Que tipo de tragédia se pode esperar de um desastre nuclear em que as empresas norte-americanas não serão responsabilizadas?
O artigo do Frontline descreve os perigos associados à energia nuclear. “Cada fase do chamado ciclo do combustível nuclear, das minas de urânio ao fabrico do combustível, da operação e manutenção dos reactores nucleares à manipulação ou reprocessamento do combustível usado, está cheia de exposições a radiações ionizantes. A radiação é um veneno sem igual e de acção prolongada que, mesmo em pequenas doses, causa danos nos cromossomas – e consequentemente cancro e danos genéticos. A radiação não pode ser neutralizada ou destruída. E não há nenhum patamar abaixo do qual seja segura.”

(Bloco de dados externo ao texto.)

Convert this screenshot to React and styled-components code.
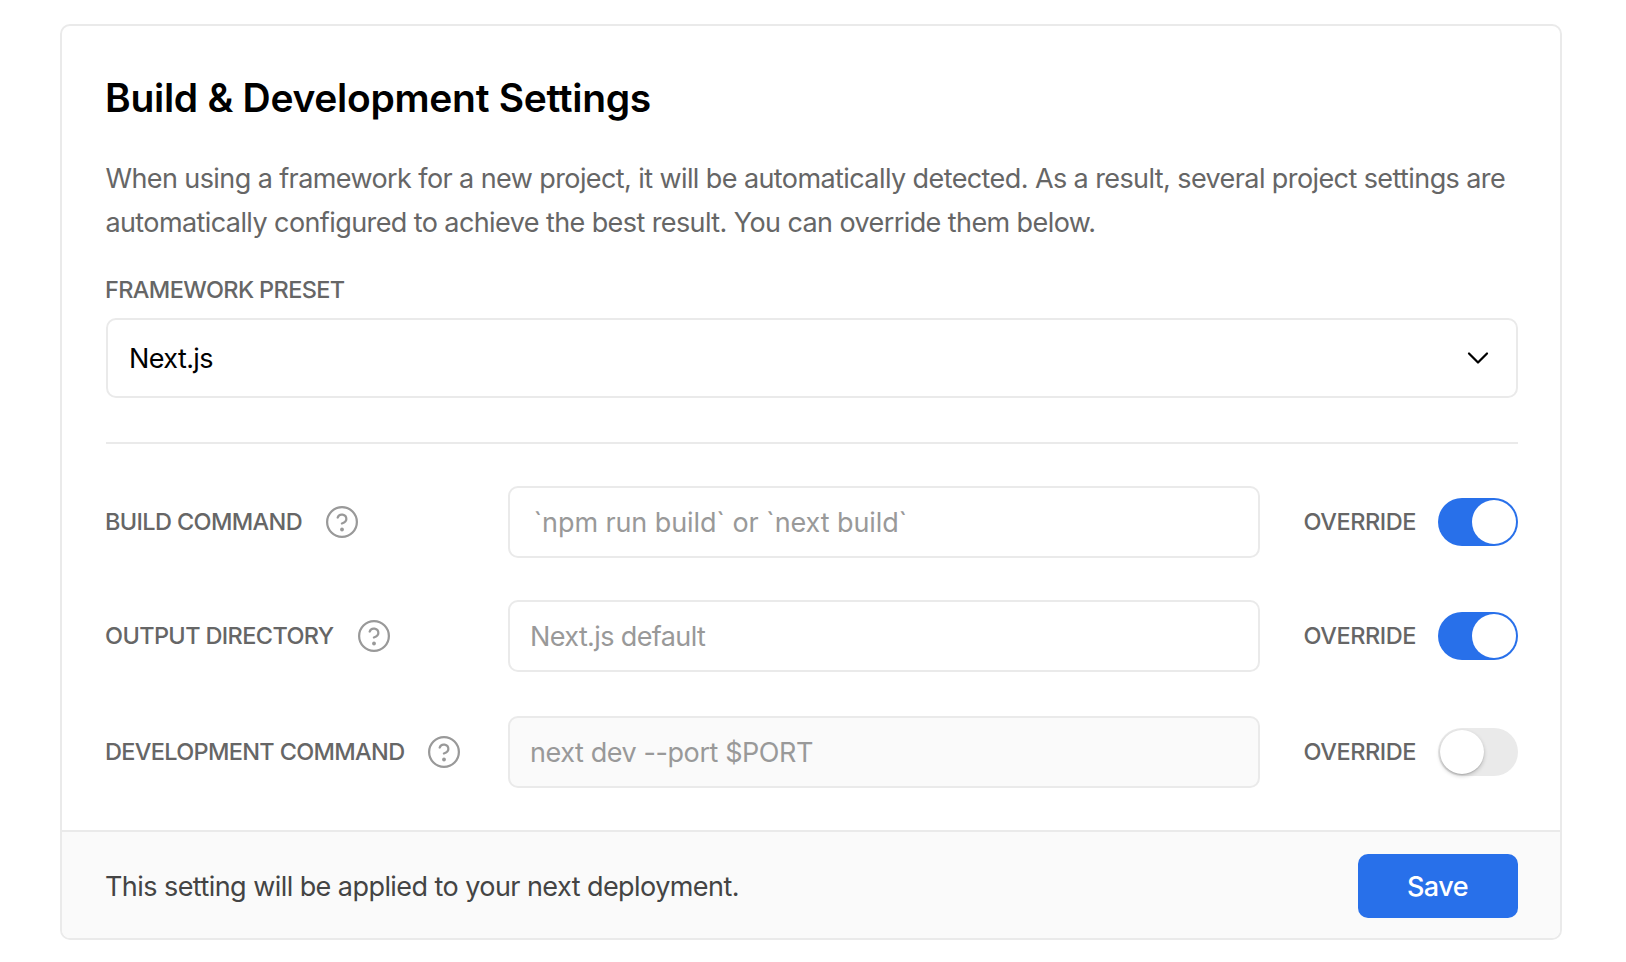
import React, { useState } from "react";
import styled, { createGlobalStyle } from "styled-components";

const GlobalStyle = createGlobalStyle`
  *, *::before, *::after { box-sizing: border-box; }
  body {
    margin: 0;
    background: #fff;
    color: #000;
    font-family: Inter, "Liberation Sans", sans-serif;
    -webkit-font-smoothing: antialiased;
  }
`;

const Page = styled.main`
  padding: 24px 64px 22px 60px;
`;

const Card = styled.form`
  border: 2px solid #eaeaea;
  border-radius: 10px;
  overflow: hidden;
  background: #fff;
`;

const Body = styled.div`
  padding: 44px 42px 42px 44px;
`;

const Title = styled.h1`
  margin: 0 0 0 -1px;
  font-size: 39px;
  font-weight: 600;
  line-height: 56px;
  letter-spacing: -0.29px;
`;

const Description = styled.p`
  margin: 31px -20px 26px -0.6px;
  font-size: 27px;
  line-height: 44px;
  letter-spacing: -0.59px;
  color: #666;
`;

const Line = styled.span`
  display: block;
  white-space: nowrap;
`;

const Label = styled.span`
  display: block;
  margin-left: -1px;
  font-size: 23.5px;
  font-weight: 450;
  line-height: 37px;
  letter-spacing: ${(p) => p.$spacing || -0.63}px;
  text-transform: uppercase;
  white-space: nowrap;
  color: #666;
`;

const Select = styled.button`
  display: flex;
  align-items: center;
  justify-content: space-between;
  width: 100%;
  height: 80px;
  margin-top: 10px;
  padding: 0 20px 0 21px;
  border: 2px solid #eaeaea;
  border-radius: 10px;
  background: #fff;
  color: #000;
  font: 400 27px/44px Inter, "Liberation Sans", sans-serif;
  letter-spacing: -0.6px;
`;

const SelectValue = styled.span`
  padding-top: 2px;
`;

const Divider = styled.hr`
  height: 2px;
  margin: 44px 0 42px;
  border: 0;
  background: #eaeaea;
`;

const Rows = styled.div`
  display: flex;
  flex-direction: column;
  gap: 42px;
`;

const Row = styled.div`
  display: grid;
  grid-template-columns: 402px 752px 1fr;
  align-items: center;
  height: 72px;

  &:last-child { margin-top: 2px; }

  ${Label} { padding-bottom: 2px; }
`;

const RowLabel = styled.div`
  display: flex;
  align-items: center;
  gap: 24px;
`;

const HelpIcon = styled.svg`
  display: block;
  flex: none;
  color: #999;
`;

const Input = styled.input`
  width: 100%;
  height: 72px;
  padding: 0 ${(p) => p.$inset || 20}px;
  border: 2px solid #eaeaea;
  border-radius: 10px;
  outline: 0;
  background: #fff;
  font: 400 27px/44px Inter, "Liberation Sans", sans-serif;
  letter-spacing: ${(p) => p.$spacing}px;

  &::placeholder { color: #999; opacity: 1; }
  &:disabled { background: #fafafa; }
`;

const Override = styled.div`
  display: flex;
  align-items: center;
  justify-content: flex-end;
  gap: 22px;
`;

const Toggle = styled.button`
  display: flex;
  align-items: center;
  justify-content: ${(p) => (p.$on ? "flex-end" : "flex-start")};
  width: 80px;
  height: 48px;
  padding: 2px;
  border: 0;
  border-radius: 24px;
  background: ${(p) => (p.$on ? "#2870ea" : "#eaeaea")};
`;

const Knob = styled.span`
  width: 44px;
  height: 44px;
  border-radius: 50%;
  background: #fff;
  box-shadow: ${(p) => (p.$on ? "none" : "0 2px 4px rgba(0, 0, 0, 0.2), 0 1px 1px rgba(0, 0, 0, 0.12)")};
`;

const Footer = styled.footer`
  display: flex;
  align-items: center;
  justify-content: space-between;
  padding: 22px 42px 20px 43px;
  border-top: 2px solid #eaeaea;
  background: #fafafa;
`;

const Note = styled.p`
  margin: 0;
  padding-top: 2px;
  font-size: 27px;
  line-height: 44px;
  letter-spacing: -0.56px;
  color: #444;
`;

const SaveButton = styled.button`
  width: 160px;
  height: 64px;
  padding: 2px 1px 0 0;
  border: 0;
  border-radius: 10px;
  background: #2870ea;
  color: #fff;
  font: 450 27px/44px Inter, "Liberation Sans", sans-serif;
  letter-spacing: -0.5px;
`;

const settings = [
  { label: "Build Command", spacing: -0.63, hint: "`npm run build` or `next build`", hintSpacing: -0.1, inset: 23.5, on: true },
  { label: "Output Directory", spacing: -0.62, hint: "Next.js default", hintSpacing: -0.62, on: true },
  { label: "Development Command", spacing: -0.67, hint: "next dev --port $PORT", hintSpacing: -0.42, on: false },
];

function Help() {
  return (
    <HelpIcon width="32" height="32" viewBox="1.25 1.25 21.5 21.5" fill="none" stroke="currentColor" strokeWidth="1.5" strokeLinecap="round" strokeLinejoin="round">
      <circle cx="12" cy="12" r="10" />
      <path d="M9.09 9a3 3 0 0 1 5.83 1c0 2-3 3-3 3" />
      <circle cx="12" cy="17" r="1.3" fill="currentColor" stroke="none" />
    </HelpIcon>
  );
}

function Chevron() {
  return (
    <svg width="36" height="36" viewBox="0 0 24 24" fill="none" stroke="currentColor" strokeWidth="1.5" strokeLinecap="round" strokeLinejoin="round">
      <path d="M6 9l6 6 6-6" />
    </svg>
  );
}

function SettingRow({ item }) {
  const [on, setOn] = useState(item.on);
  return (
    <Row>
      <RowLabel>
        <Label $spacing={item.spacing}>{item.label}</Label>
        <Help />
      </RowLabel>
      <Input placeholder={item.hint} disabled={!on} $spacing={item.hintSpacing} $inset={item.inset} />
      <Override>
        <Label $spacing={-0.45}>Override</Label>
        <Toggle type="button" role="switch" aria-checked={on} aria-label={`Override ${item.label}`} $on={on} onClick={() => setOn(!on)}>
          <Knob $on={on} />
        </Toggle>
      </Override>
    </Row>
  );
}

export default function App() {
  return (
    <Page>
      <GlobalStyle />
      <Card onSubmit={(e) => e.preventDefault()}>
        <Body>
          <Title>Build &amp; Development Settings</Title>
          <Description>
            <Line>When using a framework for a new project, it will be automatically detected. As a result, several project settings are</Line>
            <Line>automatically configured to achieve the best result. You can override them below.</Line>
          </Description>
          <Label>Framework Preset</Label>
          <Select type="button">
            <SelectValue>Next.js</SelectValue>
            <Chevron />
          </Select>
          <Divider />
          <Rows>
            {settings.map((item) => (
              <SettingRow key={item.label} item={item} />
            ))}
          </Rows>
        </Body>
        <Footer>
          <Note>This setting will be applied to your next deployment.</Note>
          <SaveButton type="submit">Save</SaveButton>
        </Footer>
      </Card>
    </Page>
  );
}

“A produção de energia nuclear, bem como o transporte e manuseamento de materiais nucleares, expõe inevitavelmente os trabalhadores à radiação. Também está associada a emissões de rotina e a efluentes perigosos para o público na sua vizinhança. Deixa atrás de si resíduos que permanecem perigosamente radioactivos durante dezenas de milhares de anos. (...) O tempo de vida económica de um reactor nuclear é de apenas 30 a 40 anos. Mas permanece perigoso durante milhares de anos.”
Há vinte e três anos, a explosão nuclear e o incêndio de Chernobyl lançaram quatrocentas vezes mais materiais radioactivos que a bomba atómica lançada em Hiroxima. Esses materiais dispersaram-se até tão a norte quanto a Irlanda. Apesar dos heróicos esforços dos bombeiros cujas botas derreteram na confusão radioactiva enquanto eles combatiam as chamas, morreram 4000 pessoas na zona vizinha. Só na Ucrânia, as pessoas consideradas permanentemente incapacitadas pelo acidente de Chernobyl aumentaram de 200 em 1991 para 64500 em 1997 e 91219 em 2001 (International Herald Tribune, 25 de Agosto de 2009).
A visita de Clinton à Índia teve outros aspectos não menos significativos, como os acordos militares de importância estratégica para os EUA. Aqui apenas focámos um aspecto mais evidente. Os acordos de exportação de tecnologia nuclear dos EUA para a Índia, pelos quais a administração Obama está a fazer pressão, valerão 20 mil milhões de dólares em vendas. Os perigos e os danos potenciais que poderão infligir às vastas massas populares indianas são incalculáveis.